For pure switchblade smarts, A Game Of Shadows looks slack-jawed next to the BBC Sherlock co-scripted by Mark Gatiss and Steven Moffat, which pulls off the wonderful trick of feeling both fresh and faithful at the same time. Despite the chess motifs running through it, Guy Ritchie’s steampunk actioner has little patience for cat’n’mouse wit.
By constructing chaotic, stylish set-pieces – including a shootout on a speeding train and a spectacular escape through a splintering forest that’s showered with artillery – Ritchie keeps the pace barrelling but can’t quite stave off sequel fatigue. It’s more of the same for more than two hours.

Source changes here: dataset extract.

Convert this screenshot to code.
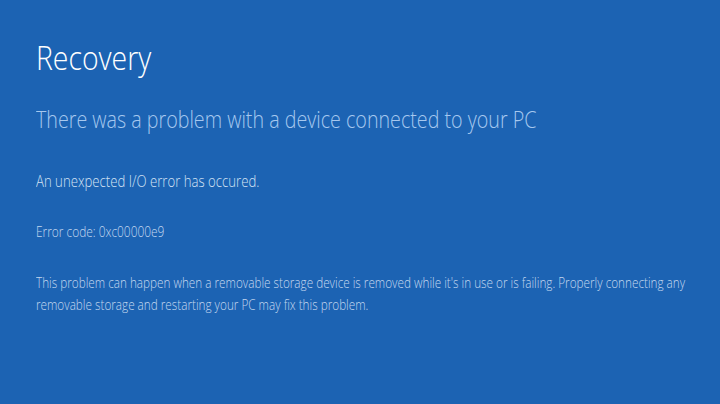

Slo-mo fight sequences pre-visualised in Holmes’ brain are a great conceit, but the thrill fades every time Ritchie repeats the trick. Likewise Robert Downey Jr. – always a better fit for billionaire playboy superheroes than for Baker street’s finest detective – seems to be going through the motions with a little too much nonchalance.
Whooshing through 1891 London and pre-war Europe, the runaway plot takes some time to point itself in a clear direction. And with no compulsive mystery behind Ritchie’s caffeinated style, we’re left clinging to a few tasty new additions. Juiciest of all is the full-tilt homoeroticism, with Holmes cross-dressing, flirting mercilessly with Jude Law’s Watson and later pushing the latter’s new wife, Mary (Kelly Reilly), off a train.
Stephen Fry suaves it up as Sherlock’s droll, clothes-averse older brother Mycroft, while The Girl With The Dragon Tattoo’s Noomi Rapace has little to do as a gypsy fortune-teller. Ironically, while Ritchie’s noisy blockbuster keeps igniting punch-ups and explosions, it only feels truly forceful during the quieter moments between arch rivals Holmes and professor Moriarty.
As “the Napoleon of Crime”, Mad Men’s Jared Harris sets his own tone several decibels lower than the rest of the movie to produce a performance full of erudite menace. We get a good look at RDJ and Harris thumping each other in front of green screen during 35 minutes of Making of material on the Blu-ray.
There’s plenty more chat from the rest of the cast and crew, including Ritchie and a ‘chess advisor’ (really) discussing their love of the game and the detective duo clowning around on set. The Blu-ray’s ‘Maximum Movie Mode’ sees RDJ jump onto the screen to take us behind the scenes at various stages of the movie and, in a nice touch, there’s also the option to sync the hi-def disc with the Sherlock Holmes iphone apps.